KABUL (Reuters) - Afghanistan's Taliban claimed responsibility on Saturday for an attack on a base which U.S. officials said killed two American Marines, saying it was in response to a film that insults the Prophet Mohammad.
Camp Bastion, in southern Helmand province, came under mortar, rocket-propelled grenade and small arms fire late on Friday in an attack in which several servicemen were wounded.
"The aim of this attack was revenge against Americans for the anti-Prophet movie," said Taliban spokesman Qari Yousuf.
U.S. President Barack Obama has vowed to "stand fast" against violence which has spread since the amateurish film of obscure origin triggered an attack on the U.S. consulate in the Libyan city of Benghazi that killed the ambassador and three other Americans on September 11, the eleventh anniversary of the al Qaeda attacks on the United States.
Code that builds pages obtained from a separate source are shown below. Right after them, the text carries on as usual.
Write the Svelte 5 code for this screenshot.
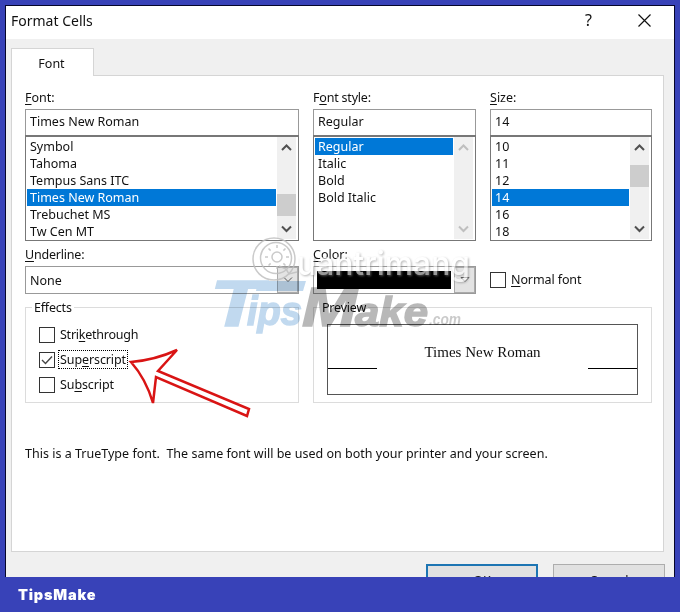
<script>
  let fontName = $state('Times New Roman');
  let fontStyle = $state('Regular');
  let fontSize = $state('14');
  let effects = $state([
    { pre: 'Stri', key: 'k', post: 'ethrough', checked: false },
    { pre: 'Sup', key: 'e', post: 'rscript', checked: true },
    { pre: 'Su', key: 'b', post: 'script', checked: false }
  ]);
  const fonts = ['Symbol', 'Tahoma', 'Tempus Sans ITC', 'Times New Roman', 'Trebuchet MS', 'Tw Cen MT'];
  const styles = ['Regular', 'Italic', 'Bold', 'Bold Italic'];
  const sizes = ['10', '11', '12', '14', '16', '18'];
  const rays = [0, 45, 90, 135, 180, 225, 270, 315];
</script>

{#snippet list(items, current, pick, thumb)}
  <div class="list">
    <div class="options">
      {#each items as item}
        <button type="button" class="option" class:selected={item === current} onclick={() => pick(item)}>{item}</button>
      {/each}
    </div>
    <div class="scroll {thumb}">
      <svg width="19" height="20" viewBox="0 0 19 20"><path d="M5 13l4.500-4.500 4.500 4.500" /></svg>
      <div class="track"><div class="thumb"></div></div>
      <svg width="19" height="20" viewBox="0 0 19 20"><path d="M5 7.500l4.500 4.500 4.500-4.500" /></svg>
    </div>
  </div>
{/snippet}

<div class="page">
  <div class="dialog">
    <header>
      <span class="title">Format Cells</span>
      <span class="help">?</span>
      <svg class="close" width="13" height="13" viewBox="0 0 13 13"><path d="M.5.5l12 12M12.500.5l-12 12" /></svg>
    </header>
    <div class="tabs"><div class="tab">Font</div></div>
    <main>
      <div class="columns">
        <section>
          <div class="label"><u>F</u>ont:</div>
          <div class="field">{fontName}</div>
          {@render list(fonts, fontName, (v) => (fontName = v), 'low')}
        </section>
        <section>
          <div class="label tight">F<u>o</u>nt style:</div>
          <div class="field">{fontStyle}</div>
          {@render list(styles, fontStyle, (v) => (fontStyle = v), 'disabled')}
        </section>
        <section>
          <div class="label"><u>S</u>ize:</div>
          <div class="field">{fontSize}</div>
          {@render list(sizes, fontSize, (v) => (fontSize = v), 'high')}
        </section>
      </div>
      <div class="columns second">
        <section>
          <div class="label tight"><u>U</u>nderline:</div>
          <div class="combo">
            <span class="none">None</span>
            <span class="drop"><svg width="10" height="6" viewBox="0 0 10 6"><path d="M1 .5l4 4 4-4" /></svg></span>
          </div>
        </section>
        <section>
          <div class="label"><u>C</u>olor:</div>
          <div class="combo">
            <span class="swatch"></span>
            <span class="drop"><svg width="10" height="6" viewBox="0 0 10 6"><path d="M1 .5l4 4 4-4z" /></svg></span>
          </div>
        </section>
        <div class="check normal"><span class="box"></span><span class="text"><u>N</u>ormal font</span></div>
      </div>
      <div class="groups">
        <div class="group">
          <div class="legend">Effects</div>
          <div class="effects">
            {#each effects as e}
              <button type="button" class="check" onclick={() => (e.checked = !e.checked)}>
                <span class="box">
                  {#if e.checked}
                    <svg width="14" height="14" viewBox="0 0 14 14"><path d="M2 7l3.500 3.500L12 3.500" /></svg>
                  {/if}
                </span>
                <span class="text" class:focused={e.checked}>{e.pre}<u>{e.key}</u>{e.post}</span>
              </button>
            {/each}
          </div>
        </div>
        <div class="group">
          <div class="legend">Preview</div>
          <div class="preview">
            <span class="rule"></span>
            <span class="sample">{fontName}</span>
            <span class="rule"></span>
          </div>
        </div>
      </div>
      <p class="note">This is a TrueType font.&nbsp; The same font will be used on both your printer and your screen.</p>
    </main>
    <div class="actions">
      <button type="button" class="ok">OK</button>
      <button type="button">Cancel</button>
    </div>
  </div>
  <footer>TipsMake</footer>

  <svg class="overlay" width="680" height="612" viewBox="0 0 680 612">
    <g class="tips">
      <text x="210" y="326" font-size="65" textLength="52" lengthAdjust="spacingAndGlyphs">T</text>
      <!-- bar running on over the small letters -->
      <path d="M258 281H306L303 291H256Z" />
      <text x="247" y="325" font-size="41" textLength="55" lengthAdjust="spacingAndGlyphs">ips</text>
    </g>
    <g class="make">
      <text x="302" y="326" font-size="55" textLength="55" lengthAdjust="spacingAndGlyphs">M</text>
      <text x="355" y="326" font-size="41" textLength="73" lengthAdjust="spacingAndGlyphs">ake</text>
      <text class="com" x="429" y="325" font-size="16" textLength="32" lengthAdjust="spacingAndGlyphs">.com</text>
    </g>
    <g class="emblem">
      <circle cx="274" cy="259" r="21" />
      <circle cx="276" cy="258" r="15.500" />
      <circle cx="277" cy="257" r="5" />
      {#each rays as a}
        <path d="M277 248v-3" transform="rotate({a} 277 257)" />
      {/each}
      <path d="M279 266l7 3 3 5 8-2" />
    </g>
    <text class="brand" x="297" y="275" textLength="173" lengthAdjust="spacingAndGlyphs">uantrimang</text>
    <path class="arrow" d="M131 362Q155 360 177 350L158 371L249 409L247 416L156 377L153 403Q146 379 131 362Z" />
  </svg>
</div>

<style>
  :global(body) {
    margin: 0;
  }
  .page, .page * {
    box-sizing: border-box;
  }
  .page {
    position: relative;
    width: 680px;
    height: 612px;
    padding: 5px;
    overflow: hidden;
    background: #3842b8;
    color: #111;
    font: 12.5px/17px "Noto Sans", sans-serif;
  }
  button {
    padding: 0;
    border: 0;
    background: none;
    color: inherit;
    font: inherit;
    text-align: left;
  }
  svg {
    fill: none;
  }
  u {
    text-underline-offset: 2px;
    text-decoration-thickness: 1px;
  }
  .dialog {
    width: 670px;
    height: 572px;
    border: 1px solid #05052a;
    border-bottom: 0;
    background: #f0f0f0;
    overflow: hidden;
  }
  header {
    display: flex;
    align-items: center;
    height: 33px;
    padding: 0 23px 4px 5px;
    background: #fff;
  }
  .title {
    flex: 1;
    font-size: 14px;
  }
  .help {
    font-size: 16px;
    margin-right: 46px;
  }
  .close path {
    stroke: #111;
    stroke-width: 1.2;
  }
  .tabs {
    height: 36px;
    padding: 9px 0 0 5px;
  }
  .tab {
    position: relative;
    width: 83px;
    height: 28px;
    border: 1px solid #d5d5d5;
    border-bottom: 0;
    background: #fff;
    text-align: center;
    line-height: 30px;
    padding-right: 2px;
  }
  main {
    width: 653px;
    height: 477px;
    margin-left: 5px;
    padding: 13px 11px 0 13px;
    border: 1px solid #d5d5d5;
    background: #fff;
  }
  .columns {
    display: grid;
    grid-template-columns: 274px 163px 162px;
    gap: 14px;
  }
  .label {
    height: 20px;
  }
  .tight {
    letter-spacing: -.2px;
  }
  .field {
    height: 27px;
    padding-left: 4px;
    border: 1px solid #999;
    line-height: 24px;
  }
  .list {
    display: flex;
    justify-content: space-between;
    height: 106px;
    margin-top: -1px;
    padding: 0 2px 1px 1px;
    border: 1px solid #777;
    border-top-width: 2px;
  }
  .options {
    flex: 1;
    margin-right: 1px;
    padding-top: 1px;
  }
  .option {
    display: block;
    width: 100%;
    height: 17px;
    padding-left: 3px;
  }
  .selected {
    background: #0078d7;
    color: #fff;
  }
  .scroll {
    display: flex;
    flex-direction: column;
    width: 19px;
    background: #f0f0f0;
  }
  .scroll path {
    stroke: #505050;
    stroke-width: 2;
  }
  .disabled path {
    stroke: #bfbfbf;
  }
  .track {
    flex: 1;
  }
  .thumb {
    height: 22px;
    background: #cdcdcd;
  }
  .low .thumb {
    margin-top: 37px;
  }
  .high .thumb {
    margin-top: 8px;
  }
  .disabled .thumb {
    display: none;
  }
  .second {
    margin-top: 5px;
  }
  .combo {
    display: flex;
    align-items: center;
    justify-content: space-between;
    height: 28px;
    border: 1px solid #999;
  }
  .none {
    padding-left: 4px;
  }
  .swatch {
    width: 134px;
    height: 18px;
    margin-left: 3px;
    background: #000;
  }
  .drop {
    display: grid;
    place-items: center;
    width: 21px;
    height: 26px;
    border: 1px solid #aaa;
    background: #e3e3e3;
  }
  .drop path {
    stroke: #555;
  }
  .check {
    display: flex;
    align-items: center;
    height: 17px;
  }
  .box {
    display: grid;
    place-items: center;
    width: 16px;
    height: 16px;
    margin-right: 4px;
    border: 1px solid #333;
    background: #fff;
  }
  .box path {
    stroke: #444;
    stroke-width: 1.4;
  }
  .text {
    padding: 0 1px;
    letter-spacing: -.1px;
  }
  .effects .check:first-child .text {
    letter-spacing: -.25px;
  }
  .focused {
    outline: 1px dotted #000;
  }
  .normal {
    margin-top: 25px;
  }
  .groups {
    display: grid;
    grid-template-columns: 274px 339px;
    gap: 14px;
    margin-top: 13px;
  }
  .group {
    height: 96px;
    border: 1px solid #dcdcdc;
  }
  .legend {
    width: max-content;
    height: 17px;
    margin: -9px 0 0 6px;
    padding: 0 2px;
    background: #fff;
    letter-spacing: -.2px;
  }
  .effects {
    display: grid;
    gap: 8px;
    padding: 10px 0 0 13px;
  }
  .preview {
    display: flex;
    align-items: center;
    justify-content: space-between;
    width: 311px;
    height: 71px;
    margin: 8px 0 0 13px;
    border: 1px solid #555;
  }
  .rule {
    width: 49px;
    height: 1px;
    margin-top: 18px;
    background: #000;
  }
  .sample {
    font: 15px/20px "Liberation Serif", serif;
    margin-bottom: 15px;
  }
  .note {
    margin: 42px 0 0;
    white-space: nowrap;
    letter-spacing: .01px;
  }
  .actions {
    display: flex;
    justify-content: flex-end;
    gap: 15px;
    padding: 12px 9px 0 0;
  }
  .actions button {
    width: 112px;
    height: 32px;
    border: 1px solid #adadad;
    background: #e1e1e1;
    text-align: center;
  }
  .actions .ok {
    border: 2px solid #1d75b3;
  }
  footer {
    height: 35px;
    padding-left: 13px;
    color: #fff;
    font: 900 14.5px/35px "Inter", sans-serif;
    letter-spacing: .8px;
  }
  .overlay {
    position: absolute;
    left: 0;
    top: 0;
    pointer-events: none;
    font-family: "Liberation Sans", sans-serif;
    font-weight: bold;
    font-style: italic;
  }
  .tips {
    fill: #5b9bd5;
    opacity: .38;
    mix-blend-mode: multiply;
  }
  .make {
    fill: #555;
    opacity: .42;
    mix-blend-mode: multiply;
  }
  .tips text {
    stroke: #5b9bd5;
    stroke-width: 1.5;
  }
  .make text {
    stroke: #555;
    stroke-width: 1.5;
  }
  .make .com {
    stroke: none;
    opacity: .75;
  }
  .emblem {
    stroke: #bdbdbd;
    stroke-width: 1.5;
    opacity: .8;
  }
  .brand {
    font: 500 33px "Inter", sans-serif;
    fill: #fff;
    opacity: .6;
    filter: drop-shadow(1px 1px 1px #888);
  }
  .arrow {
    fill: #fff;
    stroke: #d91414;
    stroke-width: 2.5;
  }
</style>
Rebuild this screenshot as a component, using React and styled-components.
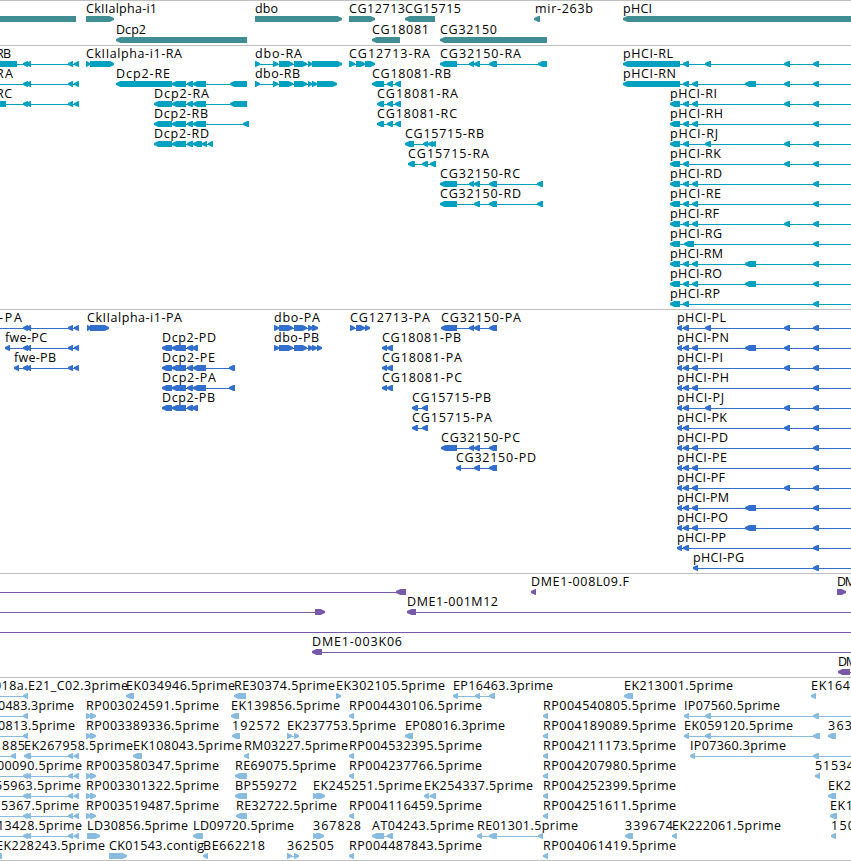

Britain's Prince Harry was at Camp Bastion at the time of Friday's attack, but was unharmed.
Earlier this week, the Afghan Taliban said they were doing everything in their power to either kill or kidnap Queen Elizabeth's grandson in what they dubbed their "Harry Operations.
"Prince Harry was never in any danger," Martyn Crighton, a spokesman for the NATO-led International Security Assistance Force (ISAF), said, adding that it would investigate whether his presence on the base had motivated the attack.
Britain's Sky News said a Taliban commander had told the broadcaster that Prince Harry was main target of the attack. Sky's Kabul correspondent said she checked with a Taliban spokesman, who said the attack on Bastion was indeed in revenge for the Islam film, but that Bastion was chosen as the target because Prince Harry was there.
Sky's correspondent in Cairo said he had received a fresh statement from a "senior Taliban spokesman/commander", saying that the confusion over the claims was because there were two Taliban groups attacking the base.
"After saying this attack was mounted in reaction to the video on Islam, it is entirely predictable that the Taliban have changed their tune to say it was aimed at Captain Wales," a British defense source said on Saturday, referring to Prince Harry.
"The insurgents who mounted this attack, most of whom were killed by ISAF, were nowhere near Captain Wales, who, with other UK and ISAF personnel, was under lockdown."
ISAF has not confirmed the nationality of the two people killed in the attack on the base.
A spokesman for the Helmand governor said 17 bodies had been discovered and they were all thought to be insurgents killed in the fighting.
In a separate attack in Helmand province on Friday, a roadside bomb killed a British soldier, the Ministry of Defence said.
It was not clear whether the explosion was related to a report by Helmand's governor that a roadside bomb had killed 12 civilians, including women and children, when their vehicle drove over an explosive device in the same area.